Drôle de titre. Si Karim se met en couple avec la médecin qui procède à l’avortement de Sophia, la femme du frère reste très secondaire. La vraie vedette, c’est Sophia, quasiment de chaque plan, sorte de Bridget Jones québecoise, plus dépressive, mais pas moins drôle, dont on imagine volontiers ce que la réalisatrice, dont le père est tunisien et le frère doctorant, a emprunté  à sa propre biographie.

La Femme de mon frère creuse le sillon bien connu de la comédie célibattante. On en a déjà vu treize à la douzaine, plus ou moins réussies, d’Ally Mc Beal à Sex and the City.

La Femme de mon frère contient quelques passages aussi drôles qu’intelligents. Ainsi du couple paradoxal que forment les parents de Sophia, un immigré maghrébin et une québécoise militante gauchiste, divorcés depuis plus de vingt ans mais habitant sous le même toit et unis par une longue complicité. C’est dans la bouche de cette mère attachante qu’on entend la réplique la plus mordante du film (hélas déflorée par la bande-annonce) : « Une femme passe la moitié de sa vie à se trouver grosse, l’autre à se trouver vieille et grosse ».

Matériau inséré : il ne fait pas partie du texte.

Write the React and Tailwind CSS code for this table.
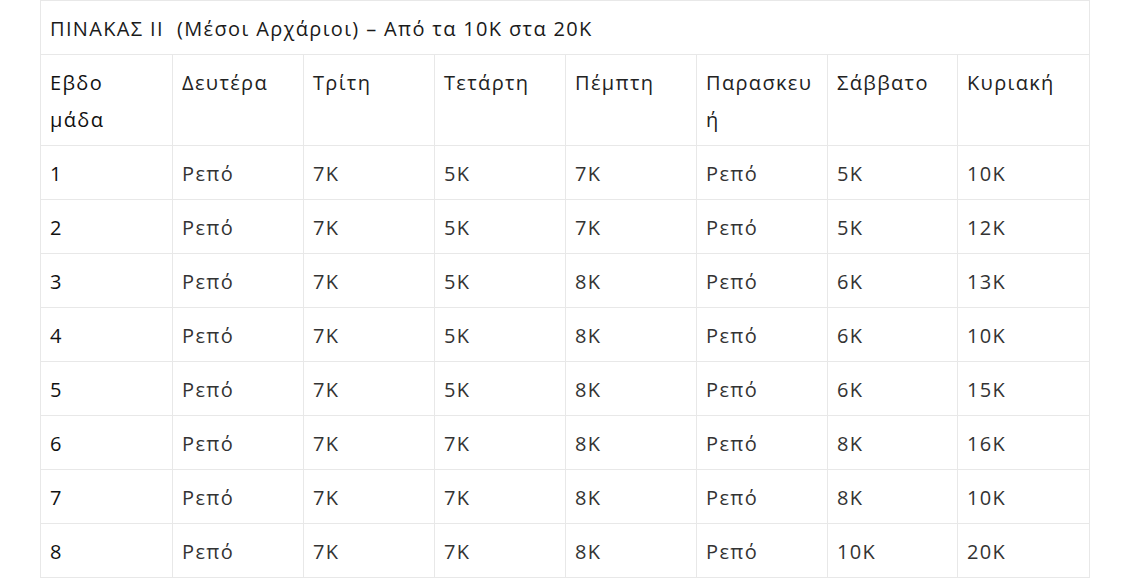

La limite du genre est qu’il enchaîne les scènes sans toujours réussir à les relier entre elles. La Femme de mon frère n’échappe pas à ce travers. Il l’accentue par la surenchère typiquement « dolanienne » (la réalisatrice Monia Chokri avait tourné sous la direction de Xavier Dolan dans Les Amours imaginaires) qu’il pratique. Sophia est dans une constante hystérie. Elle est souvent hilarante. Mais elle devient à la longue épuisante.